Socks and dryers pose no problem for me, personally. I take precautions; I wash my own socks, thankyouverymuch. I know how many I put in, I take the same number out, and match them up as they exit the dryer. I don’t believe in the mythical “sixth dimension” that takes a sock from a pair into a parallel universe. Hokum and hogwash.
The problem I have found around our house is the one with storage containers, specifically the kind that we used to refer to as “Tupperware”. Of course, back in this geezer’s formative years, the procedure for the aforementioned socks: use it, wash it, store it, was the enforced standard for plastic storage containers. Tupperware was expensive stuff, and not to be treated casually; someone in the house had to go to a Tupperware Party and endure silly games and sales pitches to procure the gear. It wasn’t something you’d take to the back yard to wash the dog or dig a hole. Nope. The product was so good, so effective and so “everywhere”, the name has become synonymous with “resealable plastic containers”. Like Kleenex, Formica and Coke.
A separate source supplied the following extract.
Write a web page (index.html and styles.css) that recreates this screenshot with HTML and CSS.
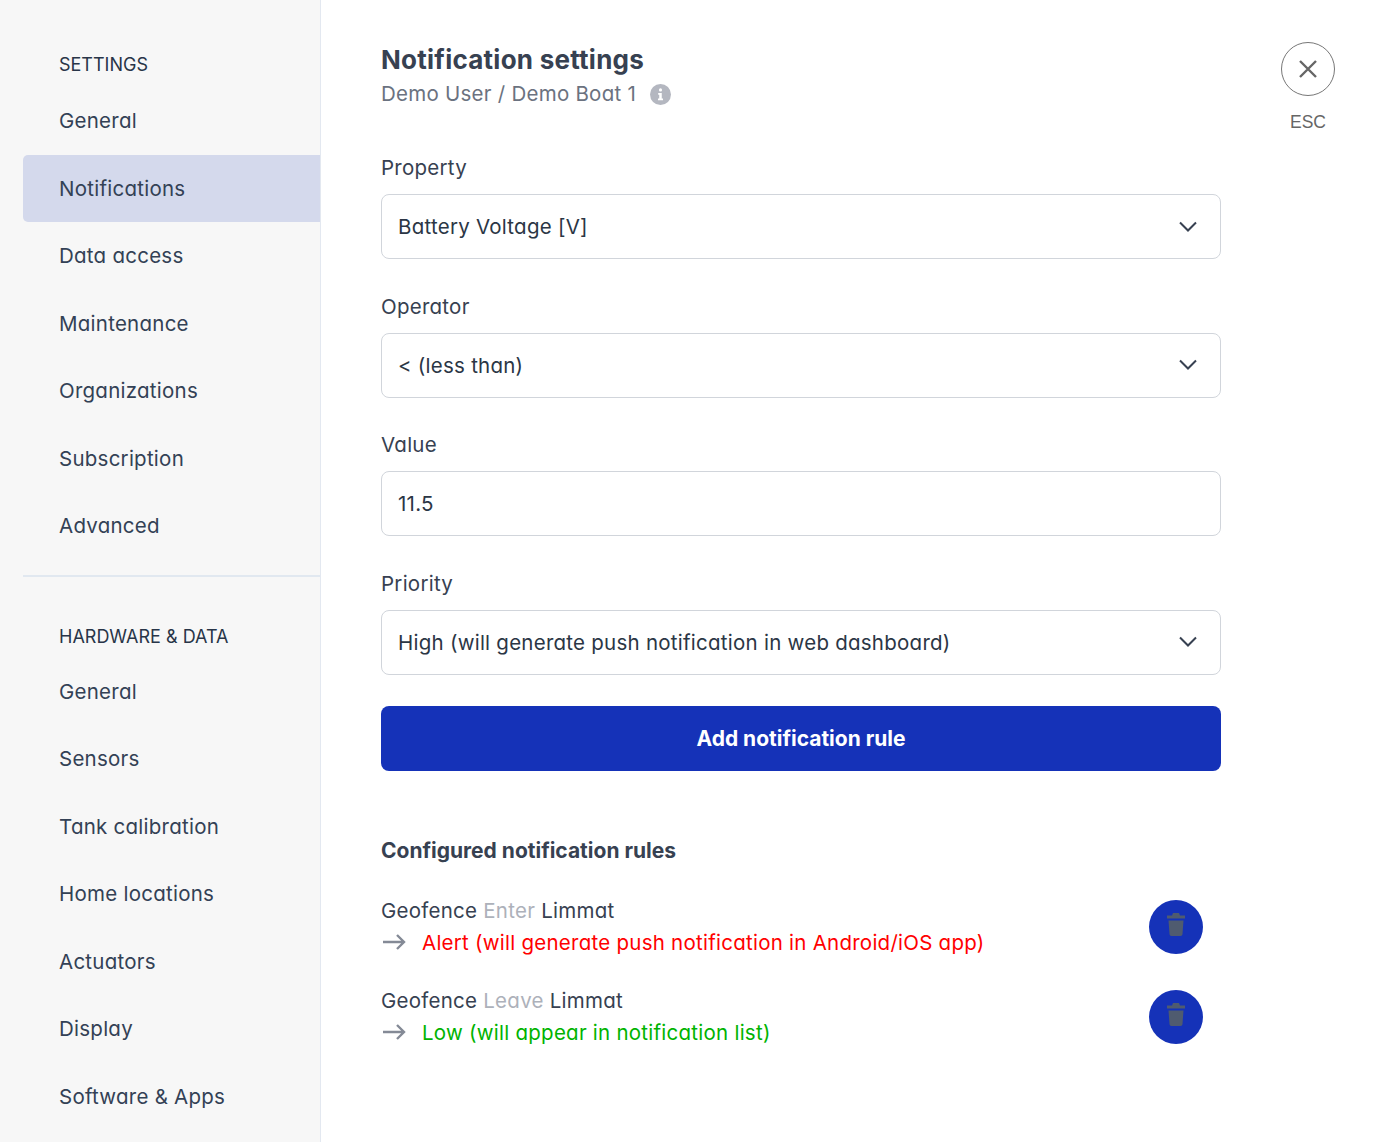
FILE: index.html
```html
<!DOCTYPE html>
<html lang="en">
<head>
<meta charset="utf-8">
<title>Notification settings</title>
<link rel="stylesheet" href="styles.css">
</head>
<body>
<div class="app">
  <aside class="sidebar">
    <h2 class="nav-heading">SETTINGS</h2>
    <nav class="nav">
      <a class="nav-item">General</a>
      <a class="nav-item active">Notifications</a>
      <a class="nav-item">Data access</a>
      <a class="nav-item">Maintenance</a>
      <a class="nav-item">Organizations</a>
      <a class="nav-item">Subscription</a>
      <a class="nav-item">Advanced</a>
    </nav>
    <hr class="nav-divider">
    <h2 class="nav-heading second">HARDWARE &amp; DATA</h2>
    <nav class="nav">
      <a class="nav-item">General</a>
      <a class="nav-item">Sensors</a>
      <a class="nav-item">Tank calibration</a>
      <a class="nav-item">Home locations</a>
      <a class="nav-item">Actuators</a>
      <a class="nav-item">Display</a>
      <a class="nav-item">Software &amp; Apps</a>
    </nav>
  </aside>
  <main class="main">
    <div class="content">
      <header class="page-head">
        <h1 class="title">Notification settings</h1>
        <p class="subtitle">Demo User / Demo Boat 1
          <svg class="info" viewBox="0 0 20 20" aria-hidden="true"><circle cx="10" cy="10" r="10" fill="#b4b7c0"/><circle cx="10" cy="5.6" r="1.5" fill="#fff"/><path d="M7.8 8.5h3.4v5.3h1.2v1.7H7.6v-1.7h1.2v-3.6h-1z" fill="#fff"/></svg>
        </p>
      </header>
      <div class="field">
        <label class="label">Property</label>
        <div class="control">Battery Voltage [V]
          <svg class="chev" viewBox="0 0 20 12" aria-hidden="true"><path d="M2 1.5l8 8 8-8" fill="none" stroke="#374151" stroke-width="2"/></svg>
        </div>
      </div>
      <div class="field">
        <label class="label">Operator</label>
        <div class="control">&lt; (less than)
          <svg class="chev" viewBox="0 0 20 12" aria-hidden="true"><path d="M2 1.5l8 8 8-8" fill="none" stroke="#374151" stroke-width="2"/></svg>
        </div>
      </div>
      <div class="field">
        <label class="label">Value</label>
        <div class="control">11.5</div>
      </div>
      <div class="field last">
        <label class="label">Priority</label>
        <div class="control">High (will generate push notification in web dashboard)
          <svg class="chev" viewBox="0 0 20 12" aria-hidden="true"><path d="M2 1.5l8 8 8-8" fill="none" stroke="#374151" stroke-width="2"/></svg>
        </div>
      </div>
      <button class="primary">Add notification rule</button>
      <h3 class="rules-title">Configured notification rules</h3>
      <div class="rule">
        <div class="rule-text">
          <div class="rule-line">Geofence <span class="muted">Enter</span> Limmat</div>
          <div class="rule-line">
            <svg class="arrow" viewBox="0 0 24 16" aria-hidden="true"><path d="M1 8h21M15 1l7 7-7 7" fill="none" stroke="#848a96" stroke-width="2.4"/></svg>
            <span class="alert">Alert (will generate push notification in Android/iOS app)</span>
          </div>
        </div>
        <button class="round">
          <svg class="trash" viewBox="0 0 18 23" aria-hidden="true"><path d="M6 0h6l1 2.5h5v3H0v-3h5zM1.5 7.5h15l-1 13.5c-.1 1.2-.8 2-2 2h-9c-1.2 0-1.9-.8-2-2z" fill="#4f5b6f"/></svg>
        </button>
      </div>
      <div class="rule">
        <div class="rule-text">
          <div class="rule-line">Geofence <span class="muted">Leave</span> Limmat</div>
          <div class="rule-line">
            <svg class="arrow" viewBox="0 0 24 16" aria-hidden="true"><path d="M1 8h21M15 1l7 7-7 7" fill="none" stroke="#848a96" stroke-width="2.4"/></svg>
            <span class="low">Low (will appear in notification list)</span>
          </div>
        </div>
        <button class="round">
          <svg class="trash" viewBox="0 0 18 23" aria-hidden="true"><path d="M6 0h6l1 2.5h5v3H0v-3h5zM1.5 7.5h15l-1 13.5c-.1 1.2-.8 2-2 2h-9c-1.2 0-1.9-.8-2-2z" fill="#4f5b6f"/></svg>
        </button>
      </div>
    </div>
    <div class="close-wrap">
      <button class="close">
        <svg viewBox="0 0 20 20" aria-hidden="true"><path d="M2 2l16 16M18 2L2 18" fill="none" stroke="#666" stroke-width="2.4"/></svg>
      </button>
      <span class="esc">ESC</span>
    </div>
  </main>
</div>
</body>
</html>
```
FILE: styles.css
```css
* { box-sizing: border-box; }
html, body { margin: 0; height: 100%; overflow: hidden; }
body {
  font-family: "Inter", "Liberation Sans", sans-serif;
  font-size: 20px;
  color: #1f2937;
  background: #fff;
}
.app { display: flex; height: 1142px; overflow: hidden; }
.sidebar {
  width: 321px;
  flex: none;
  background: #f7f7f7;
  border-right: 1px solid #e3e8f0;
  padding: 49px 0 0 23px;
}
.nav-heading {
  margin: 0 0 6.5px;
  padding-left: 36px;
  height: 32px;
  line-height: 32px;
  font-size: 18px;
  font-weight: 400;
  color: #283548;
}
.nav-heading.second { margin: 43.5px 0 5.5px; }
.nav { display: flex; flex-direction: column; gap: 0.5px; }
.nav-item {
  height: 67px;
  flex: none;
  display: flex;
  align-items: center;
  padding: 0 0 0.5px 36px;
  color: #334155;
  font-size: 20.5px;
  font-weight: 400;
  letter-spacing: 0.25px;
  font-feature-settings: "cv11";
}
.nav-item.active { background: #d4d9ec; border-radius: 5px 0 0 5px; }
.nav-divider {
  margin: 15.5px 0 0;
  border: 0;
  height: 2px;
  background: #e1e8f0;
}
.main { flex: 1; display: flex; padding: 0 38px 0 60px; min-width: 0; }
.content { width: 840px; flex: none; }
.page-head { padding-top: 42px; height: 152px; }
.title {
  margin: 0;
  font-size: 26px;
  line-height: 36px;
  font-weight: 700;
  letter-spacing: 0.25px;
  color: #374151;
}
.subtitle {
  margin: 0;
  font-size: 20.5px;
  line-height: 32px;
  letter-spacing: 0.25px;
  font-feature-settings: "cv11";
  color: #6b7280;
  display: flex;
  align-items: center;
}
.info { width: 21px; height: 21px; margin-left: 14px; }
.field { margin-bottom: 31.67px; }
.field.last { margin-bottom: 31px; }
.label {
  display: block;
  height: 32px;
  line-height: 32px;
  margin-bottom: 10px;
  font-size: 20.5px;
  letter-spacing: 0.25px;
  font-feature-settings: "cv11";
  color: #374151;
}
.control {
  height: 65px;
  border: 1px solid #d1d5db;
  border-radius: 8px;
  background: #fff;
  padding: 0 22px 0 16px;
  display: flex;
  align-items: center;
  justify-content: space-between;
  font-size: 20.5px;
  letter-spacing: 0.25px;
  font-feature-settings: "cv11";
  color: #2b3645;
}
.chev { width: 20px; height: 12px; flex: none; }
.primary {
  display: block;
  width: 100%;
  height: 65px;
  border: 0;
  border-radius: 8px;
  background: #1532b8;
  color: #fff;
  font: 700 21px "Inter", "Liberation Sans", sans-serif;
}
.rules-title {
  margin: 61px 0 12px;
  height: 38px;
  line-height: 38px;
  font-size: 21px;
  font-weight: 700;
  color: #374151;
}
.rule { display: flex; align-items: center; justify-content: space-between; height: 90px; padding-right: 18px; }
.rule-line {
  line-height: 32px;
  font-size: 20.5px;
  letter-spacing: 0.25px;
  font-feature-settings: "cv11";
  color: #374151;
  display: flex;
  align-items: center;
  white-space: pre-wrap;
}
.muted { color: #adb1ba; }
.arrow { width: 24px; height: 16px; margin: 0 16px 2px 1px; flex: none; }
.alert { color: #ff0000; }
.low { color: #00b300; }
.round {
  width: 54px;
  height: 54px;
  border: 0;
  border-radius: 50%;
  background: #1532b8;
  padding: 0;
  display: flex;
  align-items: center;
  justify-content: center;
}
.trash { width: 18px; height: 23px; margin-bottom: 4px; }
.close-wrap {
  margin-left: 60px;
  width: 54px;
  padding-top: 42px;
  display: flex;
  flex-direction: column;
  align-items: center;
}
.close {
  width: 54px;
  height: 54px;
  border: 1px solid #777;
  border-radius: 50%;
  background: #fff;
  padding: 0;
  display: flex;
  align-items: center;
  justify-content: center;
}
.close svg { width: 20px; height: 20px; }
.esc {
  margin-top: 13px;
  font: 400 17.5px/26px "Liberation Sans", sans-serif;
  color: #666;
}
```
Which brings us to the present day. Now Glad and Ziploc, Rubbermaid and worthless knockoffs have three for three dollars in a pack, in just about any size you want. We have tons of them. Making salsa, dragging it to work, bringing extra food back from holiday feasts. Buying them specifically because we always need more. Heck, we also have the yogurt tubs, sour cream containers and sherbet receptacles.
And why would we need more? When nearly every lunchmeat package purchased has a free container around it? Of course, there is the inevitable explanation (that would never fly with real Tupperware) of leaving it at work after a successful lunch or two. Or that it just disappears somewhere. I have seen them with paint in them, out in the backyard with dirt in them, under beds in the girls’ rooms, and used as emergency travel food dishes for the puffy dogs.
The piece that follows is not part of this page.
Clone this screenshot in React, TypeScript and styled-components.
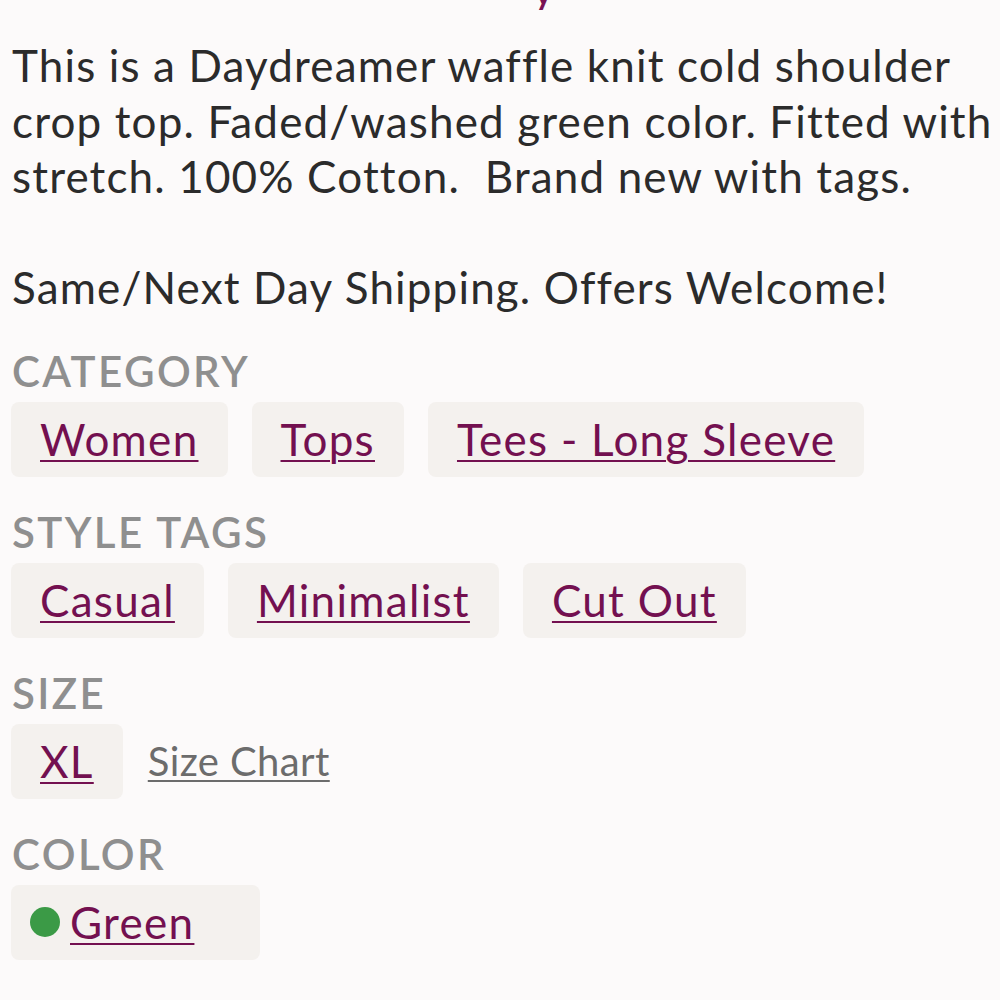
import React from "react";
import styled, { createGlobalStyle } from "styled-components";

const Global = createGlobalStyle`
  html, body { margin: 0; padding: 0; background: #fcfafa; }
  body { font-family: Lato, "Noto Sans", sans-serif; -webkit-font-smoothing: antialiased; }
`;

const Page = styled.div`
  padding: 0 0 0 12px;
  width: 1000px;
  box-sizing: border-box;
  overflow: hidden;
  height: 1000px;
`;

const TitleClip = styled.div`
  height: 10px;
  overflow: hidden;
`;

const Title = styled.div`
  font-size: 44px;
  line-height: 44px;
  color: #7a1254;
  margin-top: -34px;
  padding-left: 520px;
`;

const Description = styled.p`
  margin: 28px 0 10px;
  font-size: 44px;
  line-height: 55.5px;
  color: #2b2b2b;
  white-space: pre;
  letter-spacing: 1.15px;
`;

const Section = styled.section`
  margin-top: 30px;
`;

const Label = styled.h3`
  margin: 0;
  font-size: 42px;
  line-height: 50px;
  font-weight: 600;
  letter-spacing: 2.4px;
  color: #8f8f8f;
  text-transform: uppercase;
`;

const ChipRow = styled.div`
  display: flex;
  align-items: center;
  gap: 25px;
  margin-top: 6px;
`;

const Chip = styled.div<{ $padRight?: number; $padLeft?: number }>`
  display: inline-flex;
  align-items: center;
  gap: 10px;
  height: 75px;
  box-sizing: border-box;
  padding: 0 ${(p) => p.$padRight ?? 29}px 0 ${(p) => p.$padLeft ?? 29}px;
  margin-left: -1px;
  background: #f4f1ee;
  border-radius: 8px;
`;

const TagLink = styled.a`
  font-size: 44px;
  letter-spacing: 1.3px;
  color: #731050;
  text-decoration: underline;
  text-decoration-thickness: 2px;
  text-underline-offset: 4px;
`;

const PlainLink = styled.a`
  font-size: 40px;
  letter-spacing: 0.4px;
  color: #6c6c6c;
  text-decoration: underline;
  text-decoration-thickness: 2px;
  text-underline-offset: 4px;
`;

const Dot = styled.span<{ $color: string }>`
  width: 30px;
  height: 30px;
  border-radius: 50%;
  background: ${(p) => p.$color};
  flex: none;
`;

const description =
  "This is a Daydreamer waffle knit cold shoulder\ncrop top. Faded/washed green color. Fitted with\nstretch. 100% Cotton.  Brand new with tags.\n\nSame/Next Day Shipping. Offers Welcome!";

export default function App() {
  return (
    <>
      <Global />
      <Page>
        <TitleClip>
          <Title>y</Title>
        </TitleClip>
        <Description>{description}</Description>
        <Section>
          <Label>Category</Label>
          <ChipRow>
            {["Women", "Tops", "Tees - Long Sleeve"].map((t) => (
              <Chip key={t}>
                <TagLink href="#">{t}</TagLink>
              </Chip>
            ))}
          </ChipRow>
        </Section>
        <Section>
          <Label>Style Tags</Label>
          <ChipRow>
            {["Casual", "Minimalist", "Cut Out"].map((t) => (
              <Chip key={t}>
                <TagLink href="#">{t}</TagLink>
              </Chip>
            ))}
          </ChipRow>
        </Section>
        <Section>
          <Label>Size</Label>
          <ChipRow>
            <Chip>
              <TagLink href="#">XL</TagLink>
            </Chip>
            <PlainLink href="#">Size Chart</PlainLink>
          </ChipRow>
        </Section>
        <Section>
          <Label>Color</Label>
          <ChipRow>
            <Chip $padLeft={19} $padRight={66}>
              <Dot $color="#3b9a46" />
              <TagLink href="#">Green</TagLink>
            </Chip>
          </ChipRow>
        </Section>
      </Page>
    </>
  );
}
Yet every time one of us ventures into the chamber of horrors that is the “tupperware” cabinet, there is a disparity between the number of containers and the number of lids. There are several brands and sizes, none of which are interchangeable. There are two brands, however, that are similar in size, and the lid from one can be forced upon the container of the other. Don’t try this at home, kids. The seal is unreliable at best, and dangerously flawed when bringing tortilla soup to a remote location. Chances are, the soup will end up on the floorboard of your car. I just know this stuff. Names and soups have been changed to protect the innocent.
No matter how many we have, the lid/box ratio is always unequal. When it is time to put the leftovers away, the unlucky person, usually me, gets to drop to their (my) knees, stand on their (my) head, and go through the process of dredging, matching and testing various vessels and lids for the magic combination. Usually the frustration and pain in their (my) knees drives them (me) to their (my) feet for another solution.
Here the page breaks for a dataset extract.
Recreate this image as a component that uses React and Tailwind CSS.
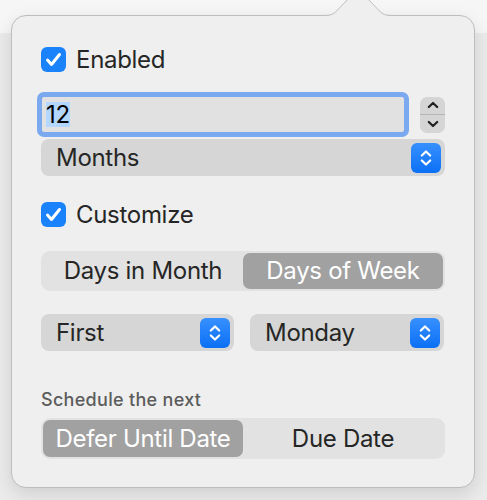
import React from 'react';

const font = { fontFamily: 'Inter, "Liberation Sans", sans-serif' };

const Chevrons = ({ color = '#fff', w = 12, h = 18 }) => (
  <svg width={w} height={h} viewBox="0 0 12 18" fill="none" stroke={color} strokeWidth="2.2" strokeLinecap="round" strokeLinejoin="round">
    <path d="M1.8 6.5 L6 2.5 L10.2 6.5" />
    <path d="M1.8 11.5 L6 15.5 L10.2 11.5" />
  </svg>
);

const Checkbox = ({ label }) => (
  <div className="flex items-center gap-[10px] h-[25px]">
    <div className="w-[25px] h-[25px] rounded-[6px] bg-[#1a82fb] flex items-center justify-center">
      <svg width="25" height="25" viewBox="0 0 25 25" fill="none" stroke="#fff" strokeWidth="3" strokeLinecap="round" strokeLinejoin="round">
        <path d="M6.5 13 L10.5 17.5 L18.5 7.5" />
      </svg>
    </div>
    <span className="text-[24px] leading-[25px] text-[#262626] tracking-[-0.3px]">{label}</span>
  </div>
);

const Select = ({ label, className = '' }) => (
  <div className={`h-[37px] rounded-[8px] bg-[#d5d6d5] flex items-center justify-between pl-[15px] pr-[4px] ${className}`}>
    <span className="text-[24px] leading-[28px] text-[#262626] tracking-[-0.3px]">{label}</span>
    <div className="w-[30px] h-[30px] rounded-[6px] bg-[linear-gradient(to_bottom,#3790ff,#0b70f5)] flex items-center justify-center">
      <Chevrons />
    </div>
  </div>
);

const Segmented = ({ items, active, height }) => (
  <div className={`w-[404px] rounded-[9px] bg-[#e1e2e1] p-[2px] flex ${height}`}>
    {items.map((item, i) => (
      <div
        key={item}
        className={`flex-1 rounded-[7px] flex items-center justify-center text-[24px] leading-[28px] tracking-[-0.3px] ${
          i === active ? 'bg-[#a1a1a1] text-white' : 'text-[#262626]'
        }`}
      >
        {item}
      </div>
    ))}
  </div>
);

export default function App() {
  return (
    <div
      className="w-[487px] h-[500px] overflow-hidden bg-[linear-gradient(to_bottom,#f6f6f6_33px,#ebebeb_33px)] pt-[15px] pl-[11px]"
      style={font}
    >
      {/* Popover */}
      <div className="relative w-[464px] h-[473px] rounded-[15px] border border-[#bdbdbd] bg-[#eeefee] shadow-[0_6px_18px_rgba(0,0,0,0.12)] pt-[31px] pl-[29px]">
        {/* Arrow */}
        <svg className="absolute left-[311px] top-[-22px]" width="70" height="24" viewBox="0 0 70 24">
          <path d="M0 21.5 C8 21.5 10 20.5 14 16.5 L27 3 Q35 -4 43 3 L56 16.5 C60 20.5 62 21.5 70 21.5 L70 24 L0 24 Z" fill="#eeefee" />
          <path d="M0 21.5 C8 21.5 10 20.5 14 16.5 L27 3 Q35 -4 43 3 L56 16.5 C60 20.5 62 21.5 70 21.5" fill="none" stroke="#bdbdbd" strokeWidth="1" />
        </svg>

        <Checkbox label="Enabled" />

        {/* Number field with stepper */}
        <div className="flex items-center mt-[20px] -ml-[4px]">
          <div className="w-[372px] h-[45px] rounded-[7px] border-[5px] border-[#7aa9ef] bg-[#e0e1e0] flex items-center pl-[4px]">
            <span className="text-[24px] leading-[25px] text-black bg-[#b3d7ff] tracking-[-0.3px]">12</span>
          </div>
          <div className="ml-[11px] w-[25px] h-[36px] rounded-[7px] bg-[#d4d5d4] flex flex-col items-center">
            <div className="flex-1 flex items-center justify-center">
              <svg width="12" height="8" viewBox="0 0 12 8" fill="none" stroke="#1f1f1f" strokeWidth="2.2" strokeLinecap="round" strokeLinejoin="round">
                <path d="M1.8 6 L6 2 L10.2 6" />
              </svg>
            </div>
            <div className="w-full h-px bg-[#b5b5b5]" />
            <div className="flex-1 flex items-center justify-center">
              <svg width="12" height="8" viewBox="0 0 12 8" fill="none" stroke="#1f1f1f" strokeWidth="2.2" strokeLinecap="round" strokeLinejoin="round">
                <path d="M1.8 2 L6 6 L10.2 2" />
              </svg>
            </div>
          </div>
        </div>

        <Select label="Months" className="w-[404px] mt-[2px]" />

        <div className="mt-[26px]">
          <Checkbox label="Customize" />
        </div>

        <div className="mt-[24px]">
          <Segmented items={['Days in Month', 'Days of Week']} active={1} height="h-[40px]" />
        </div>

        <div className="flex gap-[16px] mt-[23px]">
          <Select label="First" className="w-[193px] h-[36px]" />
          <Select label="Monday" className="w-[194px] h-[36px]" />
        </div>

        <div className="mt-[39px] text-[18px] leading-[20px] font-medium text-[#5c5c5c] tracking-[0.3px]">
          Schedule the next
        </div>

        <div className="mt-[8px]">
          <Segmented items={['Defer Until Date', 'Due Date']} active={0} height="h-[41px]" />
        </div>
      </div>
    </div>
  );
}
Fortunately, there is always a lid to be found for the resourceful. The ubiquitous roll of aluminum foil is the go-to hero of the food putter-upper. I like it because of the way you can roll it up really tight under the lip of the carton for a pretty good seal. And if you crimp it really tight, you can even stack them in the fridge. And when the enclosed food turns to fur, you can form the foil into interesting animal shapes to sell at garage sales.
Short of the old chain-the-pen-to-the-desk approach of attaching the lid to the container, I can only count on the classic “use, wash, store” line of attack to keep the equipment intact. But there are three other people in the house. And nobody has the commitment that the old Tupperware inspired for a geezer-in-training.